■ **Direction**: Gather from the material every line that contains the string "components".

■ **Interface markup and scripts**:
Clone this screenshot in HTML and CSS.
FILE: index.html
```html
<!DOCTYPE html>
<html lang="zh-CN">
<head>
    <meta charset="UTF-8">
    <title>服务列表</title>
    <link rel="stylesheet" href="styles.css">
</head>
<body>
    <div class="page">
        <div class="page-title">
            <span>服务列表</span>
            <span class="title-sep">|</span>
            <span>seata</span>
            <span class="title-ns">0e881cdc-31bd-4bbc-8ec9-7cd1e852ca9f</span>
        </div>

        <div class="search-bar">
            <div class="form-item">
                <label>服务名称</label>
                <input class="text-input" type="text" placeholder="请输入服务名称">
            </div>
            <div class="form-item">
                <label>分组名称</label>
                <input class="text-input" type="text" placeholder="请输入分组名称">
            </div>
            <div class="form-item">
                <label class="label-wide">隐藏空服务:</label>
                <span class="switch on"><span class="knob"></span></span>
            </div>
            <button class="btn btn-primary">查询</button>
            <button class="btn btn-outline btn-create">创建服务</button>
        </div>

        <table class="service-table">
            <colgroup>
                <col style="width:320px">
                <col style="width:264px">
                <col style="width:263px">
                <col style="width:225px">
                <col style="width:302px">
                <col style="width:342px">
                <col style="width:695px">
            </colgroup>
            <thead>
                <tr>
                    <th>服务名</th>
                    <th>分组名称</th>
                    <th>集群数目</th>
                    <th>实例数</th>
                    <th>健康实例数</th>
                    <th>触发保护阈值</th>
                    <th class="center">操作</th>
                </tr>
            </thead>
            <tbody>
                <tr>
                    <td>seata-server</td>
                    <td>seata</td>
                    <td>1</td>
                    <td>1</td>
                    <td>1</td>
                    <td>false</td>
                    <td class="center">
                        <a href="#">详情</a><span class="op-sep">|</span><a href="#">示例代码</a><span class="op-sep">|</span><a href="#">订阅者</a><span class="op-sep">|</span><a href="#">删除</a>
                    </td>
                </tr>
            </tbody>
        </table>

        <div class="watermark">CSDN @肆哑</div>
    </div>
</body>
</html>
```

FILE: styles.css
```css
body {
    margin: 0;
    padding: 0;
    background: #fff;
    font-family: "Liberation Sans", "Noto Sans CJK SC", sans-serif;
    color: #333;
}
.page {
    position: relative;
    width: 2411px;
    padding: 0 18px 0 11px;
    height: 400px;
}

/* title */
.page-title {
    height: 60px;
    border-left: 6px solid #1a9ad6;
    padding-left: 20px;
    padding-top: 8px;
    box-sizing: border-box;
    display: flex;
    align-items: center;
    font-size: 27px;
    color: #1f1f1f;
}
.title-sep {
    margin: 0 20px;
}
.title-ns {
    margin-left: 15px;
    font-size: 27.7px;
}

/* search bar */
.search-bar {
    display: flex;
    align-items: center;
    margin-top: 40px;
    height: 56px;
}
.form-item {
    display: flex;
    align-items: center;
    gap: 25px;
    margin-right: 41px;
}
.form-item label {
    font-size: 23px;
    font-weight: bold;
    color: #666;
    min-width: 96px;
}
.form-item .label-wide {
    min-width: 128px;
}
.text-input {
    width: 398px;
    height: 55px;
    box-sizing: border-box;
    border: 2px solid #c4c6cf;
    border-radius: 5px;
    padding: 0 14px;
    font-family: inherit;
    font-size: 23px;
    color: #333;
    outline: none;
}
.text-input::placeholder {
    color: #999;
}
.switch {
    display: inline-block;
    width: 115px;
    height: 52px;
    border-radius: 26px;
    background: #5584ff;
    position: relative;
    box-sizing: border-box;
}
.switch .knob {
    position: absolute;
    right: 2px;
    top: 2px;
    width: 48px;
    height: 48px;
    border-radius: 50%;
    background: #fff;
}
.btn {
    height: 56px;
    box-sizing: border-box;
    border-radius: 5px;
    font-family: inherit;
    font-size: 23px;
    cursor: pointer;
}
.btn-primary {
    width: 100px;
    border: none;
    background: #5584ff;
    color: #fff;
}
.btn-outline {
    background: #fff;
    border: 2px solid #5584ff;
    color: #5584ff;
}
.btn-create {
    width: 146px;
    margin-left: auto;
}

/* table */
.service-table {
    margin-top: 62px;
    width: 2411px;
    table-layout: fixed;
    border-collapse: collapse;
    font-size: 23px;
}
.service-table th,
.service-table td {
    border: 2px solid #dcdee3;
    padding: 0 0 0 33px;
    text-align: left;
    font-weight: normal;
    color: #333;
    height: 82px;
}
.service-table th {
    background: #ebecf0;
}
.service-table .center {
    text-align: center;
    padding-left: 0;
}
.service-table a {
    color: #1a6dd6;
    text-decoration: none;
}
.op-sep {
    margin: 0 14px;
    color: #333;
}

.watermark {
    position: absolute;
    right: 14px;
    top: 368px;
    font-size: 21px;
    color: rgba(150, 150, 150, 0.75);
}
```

...

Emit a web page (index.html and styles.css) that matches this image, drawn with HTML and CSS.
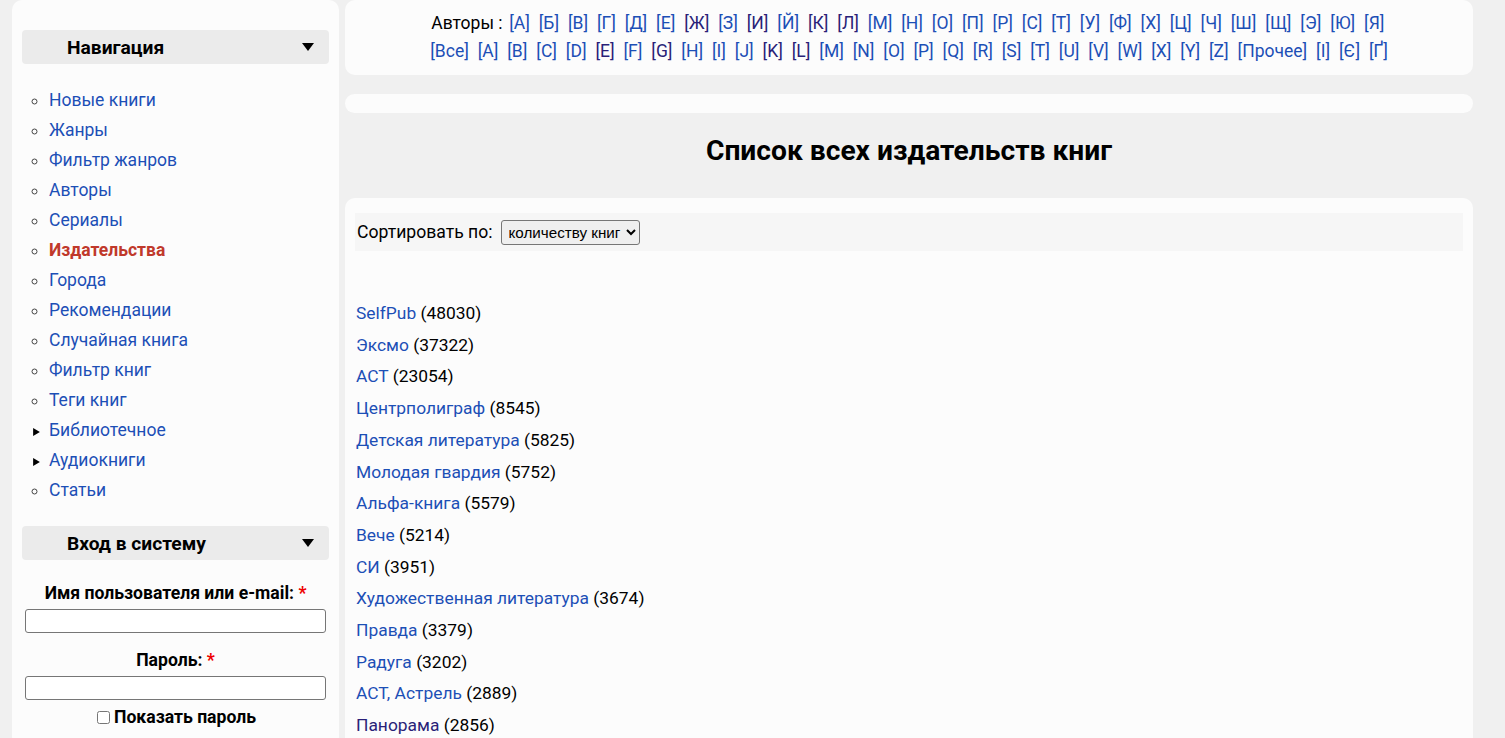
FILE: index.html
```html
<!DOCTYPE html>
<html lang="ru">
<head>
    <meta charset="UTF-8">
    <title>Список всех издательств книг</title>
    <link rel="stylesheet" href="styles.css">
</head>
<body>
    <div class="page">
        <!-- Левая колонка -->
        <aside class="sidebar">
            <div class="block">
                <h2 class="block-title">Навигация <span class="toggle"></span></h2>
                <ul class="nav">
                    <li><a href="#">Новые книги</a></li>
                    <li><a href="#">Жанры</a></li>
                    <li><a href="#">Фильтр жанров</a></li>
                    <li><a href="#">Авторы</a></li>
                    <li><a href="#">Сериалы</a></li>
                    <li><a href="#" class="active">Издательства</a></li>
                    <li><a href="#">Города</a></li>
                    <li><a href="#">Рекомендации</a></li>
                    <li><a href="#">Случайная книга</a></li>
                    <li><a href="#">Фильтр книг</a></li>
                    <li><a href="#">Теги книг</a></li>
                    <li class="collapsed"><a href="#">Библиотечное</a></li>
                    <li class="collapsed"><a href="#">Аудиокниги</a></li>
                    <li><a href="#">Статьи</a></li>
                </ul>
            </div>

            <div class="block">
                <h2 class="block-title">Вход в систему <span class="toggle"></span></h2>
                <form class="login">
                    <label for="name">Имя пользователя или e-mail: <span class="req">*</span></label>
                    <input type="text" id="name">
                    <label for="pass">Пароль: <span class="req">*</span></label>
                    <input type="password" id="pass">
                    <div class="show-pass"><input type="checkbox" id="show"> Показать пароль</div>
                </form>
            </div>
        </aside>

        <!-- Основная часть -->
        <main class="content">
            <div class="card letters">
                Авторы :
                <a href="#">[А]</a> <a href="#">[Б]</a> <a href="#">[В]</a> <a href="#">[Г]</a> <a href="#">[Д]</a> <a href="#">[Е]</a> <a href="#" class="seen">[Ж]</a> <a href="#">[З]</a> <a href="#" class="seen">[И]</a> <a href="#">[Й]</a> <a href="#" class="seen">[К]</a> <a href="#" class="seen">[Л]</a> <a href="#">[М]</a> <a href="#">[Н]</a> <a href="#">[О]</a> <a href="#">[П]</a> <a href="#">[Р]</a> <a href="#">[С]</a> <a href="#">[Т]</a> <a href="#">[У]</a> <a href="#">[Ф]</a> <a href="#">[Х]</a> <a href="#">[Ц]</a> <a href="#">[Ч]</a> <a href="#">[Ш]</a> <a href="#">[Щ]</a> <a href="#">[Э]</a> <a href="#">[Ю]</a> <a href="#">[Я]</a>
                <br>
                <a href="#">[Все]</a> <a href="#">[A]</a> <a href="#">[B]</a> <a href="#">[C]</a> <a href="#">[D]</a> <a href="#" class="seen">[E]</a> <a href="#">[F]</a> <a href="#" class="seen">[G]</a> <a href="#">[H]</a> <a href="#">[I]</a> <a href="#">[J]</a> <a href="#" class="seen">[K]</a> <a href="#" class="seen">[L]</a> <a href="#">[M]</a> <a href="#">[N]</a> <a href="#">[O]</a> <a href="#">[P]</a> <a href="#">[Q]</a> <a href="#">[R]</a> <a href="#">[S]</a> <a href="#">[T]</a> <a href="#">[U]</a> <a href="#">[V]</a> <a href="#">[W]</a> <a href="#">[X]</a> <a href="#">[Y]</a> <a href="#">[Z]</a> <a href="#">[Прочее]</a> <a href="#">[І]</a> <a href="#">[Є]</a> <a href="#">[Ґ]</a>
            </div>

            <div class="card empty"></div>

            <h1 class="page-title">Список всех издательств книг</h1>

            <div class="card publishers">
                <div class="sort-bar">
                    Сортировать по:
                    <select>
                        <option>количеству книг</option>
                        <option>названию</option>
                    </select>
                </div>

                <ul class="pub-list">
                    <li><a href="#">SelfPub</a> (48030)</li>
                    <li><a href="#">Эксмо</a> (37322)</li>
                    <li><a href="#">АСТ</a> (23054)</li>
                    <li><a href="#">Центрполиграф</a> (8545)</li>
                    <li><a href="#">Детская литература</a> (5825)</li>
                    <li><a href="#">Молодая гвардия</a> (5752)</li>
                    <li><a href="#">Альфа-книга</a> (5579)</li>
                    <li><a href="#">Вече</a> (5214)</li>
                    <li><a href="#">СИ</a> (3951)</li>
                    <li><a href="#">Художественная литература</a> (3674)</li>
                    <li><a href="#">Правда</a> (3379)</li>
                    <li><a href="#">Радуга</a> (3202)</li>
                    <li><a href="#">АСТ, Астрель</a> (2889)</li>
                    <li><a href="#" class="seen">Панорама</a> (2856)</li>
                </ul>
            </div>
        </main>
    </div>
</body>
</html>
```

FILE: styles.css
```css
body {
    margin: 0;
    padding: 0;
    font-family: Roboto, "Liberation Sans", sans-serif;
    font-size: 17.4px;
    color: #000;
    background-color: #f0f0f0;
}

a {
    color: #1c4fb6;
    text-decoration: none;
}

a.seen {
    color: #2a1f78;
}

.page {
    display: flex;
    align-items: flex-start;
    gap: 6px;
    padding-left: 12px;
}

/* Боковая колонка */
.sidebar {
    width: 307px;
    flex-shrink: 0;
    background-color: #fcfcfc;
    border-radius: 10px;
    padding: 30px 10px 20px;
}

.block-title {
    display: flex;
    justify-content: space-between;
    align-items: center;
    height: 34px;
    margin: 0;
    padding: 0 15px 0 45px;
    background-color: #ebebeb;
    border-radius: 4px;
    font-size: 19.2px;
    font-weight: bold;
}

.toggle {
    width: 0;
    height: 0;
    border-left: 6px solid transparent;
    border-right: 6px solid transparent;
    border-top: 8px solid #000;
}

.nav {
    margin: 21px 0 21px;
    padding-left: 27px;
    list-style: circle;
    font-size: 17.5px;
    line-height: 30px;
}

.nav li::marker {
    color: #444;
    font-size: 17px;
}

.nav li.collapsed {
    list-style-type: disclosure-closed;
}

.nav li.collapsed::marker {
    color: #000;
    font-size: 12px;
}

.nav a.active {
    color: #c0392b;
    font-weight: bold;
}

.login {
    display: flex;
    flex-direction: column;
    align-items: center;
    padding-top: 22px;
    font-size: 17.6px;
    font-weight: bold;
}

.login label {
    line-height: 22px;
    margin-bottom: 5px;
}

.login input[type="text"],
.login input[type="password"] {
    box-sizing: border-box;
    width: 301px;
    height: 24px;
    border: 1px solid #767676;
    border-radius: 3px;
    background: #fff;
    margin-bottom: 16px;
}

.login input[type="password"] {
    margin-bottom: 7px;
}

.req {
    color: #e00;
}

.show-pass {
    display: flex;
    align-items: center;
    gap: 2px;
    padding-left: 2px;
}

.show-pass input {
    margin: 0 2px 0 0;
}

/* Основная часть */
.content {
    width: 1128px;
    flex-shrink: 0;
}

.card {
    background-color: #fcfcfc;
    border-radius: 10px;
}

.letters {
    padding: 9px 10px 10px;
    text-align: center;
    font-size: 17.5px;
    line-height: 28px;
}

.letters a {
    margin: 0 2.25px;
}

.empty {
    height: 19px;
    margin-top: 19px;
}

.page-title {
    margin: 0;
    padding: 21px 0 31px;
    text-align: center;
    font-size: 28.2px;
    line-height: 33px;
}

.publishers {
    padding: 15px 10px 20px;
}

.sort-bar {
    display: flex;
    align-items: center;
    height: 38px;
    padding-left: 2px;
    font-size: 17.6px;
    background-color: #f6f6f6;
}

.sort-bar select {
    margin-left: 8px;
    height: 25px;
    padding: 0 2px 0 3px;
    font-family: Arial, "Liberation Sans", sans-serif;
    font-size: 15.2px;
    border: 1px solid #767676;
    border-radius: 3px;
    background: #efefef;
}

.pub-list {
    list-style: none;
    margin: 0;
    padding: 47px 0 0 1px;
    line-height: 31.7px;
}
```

--

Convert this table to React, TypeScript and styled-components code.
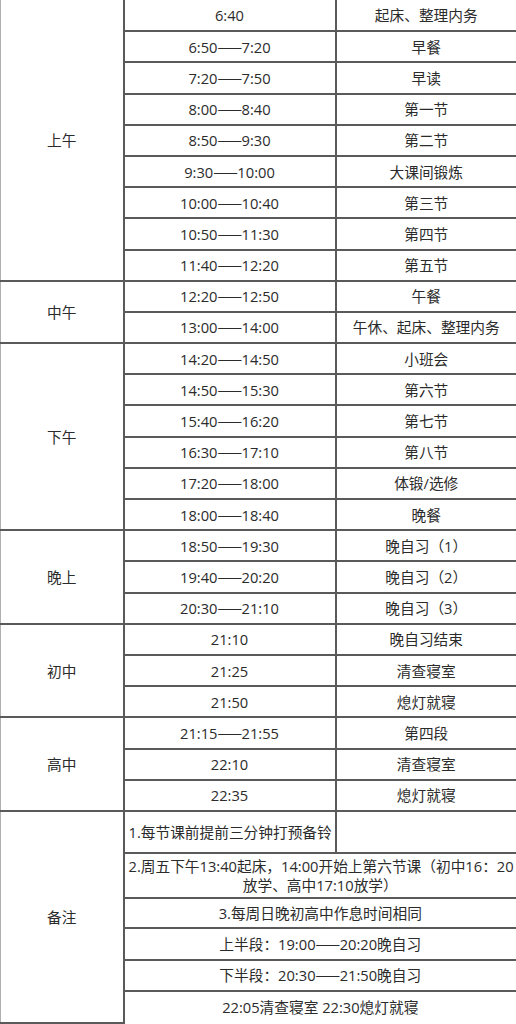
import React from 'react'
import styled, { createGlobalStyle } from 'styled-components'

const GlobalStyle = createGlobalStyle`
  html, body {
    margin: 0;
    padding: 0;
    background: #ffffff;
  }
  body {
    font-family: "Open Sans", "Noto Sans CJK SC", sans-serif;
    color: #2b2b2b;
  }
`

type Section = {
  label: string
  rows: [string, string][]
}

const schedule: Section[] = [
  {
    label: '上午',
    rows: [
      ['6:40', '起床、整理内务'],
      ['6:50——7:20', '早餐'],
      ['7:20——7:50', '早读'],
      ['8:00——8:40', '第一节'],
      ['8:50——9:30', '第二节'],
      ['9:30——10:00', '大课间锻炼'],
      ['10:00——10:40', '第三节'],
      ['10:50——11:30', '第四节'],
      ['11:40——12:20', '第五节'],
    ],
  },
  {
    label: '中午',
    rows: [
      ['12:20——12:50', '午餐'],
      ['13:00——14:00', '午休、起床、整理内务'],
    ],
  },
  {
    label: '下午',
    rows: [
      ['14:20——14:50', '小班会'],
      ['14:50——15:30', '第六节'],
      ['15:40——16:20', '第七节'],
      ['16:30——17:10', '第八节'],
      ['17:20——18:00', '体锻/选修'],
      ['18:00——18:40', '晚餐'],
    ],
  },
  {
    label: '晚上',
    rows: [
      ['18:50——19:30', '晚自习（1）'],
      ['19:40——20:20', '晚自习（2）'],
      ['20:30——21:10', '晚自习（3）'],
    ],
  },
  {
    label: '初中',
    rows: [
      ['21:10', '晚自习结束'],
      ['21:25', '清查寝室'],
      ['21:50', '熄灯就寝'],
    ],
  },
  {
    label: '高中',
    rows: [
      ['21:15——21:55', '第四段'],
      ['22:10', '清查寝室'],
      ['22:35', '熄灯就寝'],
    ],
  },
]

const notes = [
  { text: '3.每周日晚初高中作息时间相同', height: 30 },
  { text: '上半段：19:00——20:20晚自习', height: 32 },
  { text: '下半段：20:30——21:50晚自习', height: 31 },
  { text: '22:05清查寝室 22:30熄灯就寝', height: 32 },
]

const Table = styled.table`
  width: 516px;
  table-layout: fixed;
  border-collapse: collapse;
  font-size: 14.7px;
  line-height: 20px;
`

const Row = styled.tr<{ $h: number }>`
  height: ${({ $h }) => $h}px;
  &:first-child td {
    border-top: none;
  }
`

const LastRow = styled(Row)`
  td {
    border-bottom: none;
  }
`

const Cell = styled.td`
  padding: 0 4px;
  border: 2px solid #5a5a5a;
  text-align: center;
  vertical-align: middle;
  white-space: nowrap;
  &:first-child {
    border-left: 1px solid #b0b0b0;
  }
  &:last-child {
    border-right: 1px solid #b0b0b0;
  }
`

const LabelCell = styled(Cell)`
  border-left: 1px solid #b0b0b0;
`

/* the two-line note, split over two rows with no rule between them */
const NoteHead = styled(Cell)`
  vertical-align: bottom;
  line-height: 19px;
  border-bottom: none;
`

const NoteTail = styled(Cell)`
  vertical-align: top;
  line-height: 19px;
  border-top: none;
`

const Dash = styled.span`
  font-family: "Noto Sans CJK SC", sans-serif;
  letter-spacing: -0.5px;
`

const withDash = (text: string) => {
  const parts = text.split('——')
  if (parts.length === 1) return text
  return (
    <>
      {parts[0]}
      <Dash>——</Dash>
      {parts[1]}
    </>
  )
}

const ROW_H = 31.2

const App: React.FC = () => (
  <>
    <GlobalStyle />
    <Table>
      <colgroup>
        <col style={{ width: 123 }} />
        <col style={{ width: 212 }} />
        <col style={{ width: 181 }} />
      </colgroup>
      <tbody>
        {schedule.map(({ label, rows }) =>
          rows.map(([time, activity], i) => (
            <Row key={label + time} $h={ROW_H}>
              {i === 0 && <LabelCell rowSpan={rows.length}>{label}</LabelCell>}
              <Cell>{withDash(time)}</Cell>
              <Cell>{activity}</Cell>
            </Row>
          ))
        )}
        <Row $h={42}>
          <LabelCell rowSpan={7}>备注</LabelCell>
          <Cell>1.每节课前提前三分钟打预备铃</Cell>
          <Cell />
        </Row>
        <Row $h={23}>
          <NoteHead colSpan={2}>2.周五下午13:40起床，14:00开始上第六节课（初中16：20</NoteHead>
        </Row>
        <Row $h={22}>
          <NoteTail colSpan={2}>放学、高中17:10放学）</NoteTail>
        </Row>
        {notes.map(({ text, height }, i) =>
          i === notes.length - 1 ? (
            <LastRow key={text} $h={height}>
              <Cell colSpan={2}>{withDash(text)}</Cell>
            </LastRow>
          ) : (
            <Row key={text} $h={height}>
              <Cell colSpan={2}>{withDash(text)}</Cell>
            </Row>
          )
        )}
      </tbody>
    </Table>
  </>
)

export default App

■ **Output for this exercise**:
Convert this table to React, TypeScript and styled-components code.
import styled, { createGlobalStyle } from 'styled-components'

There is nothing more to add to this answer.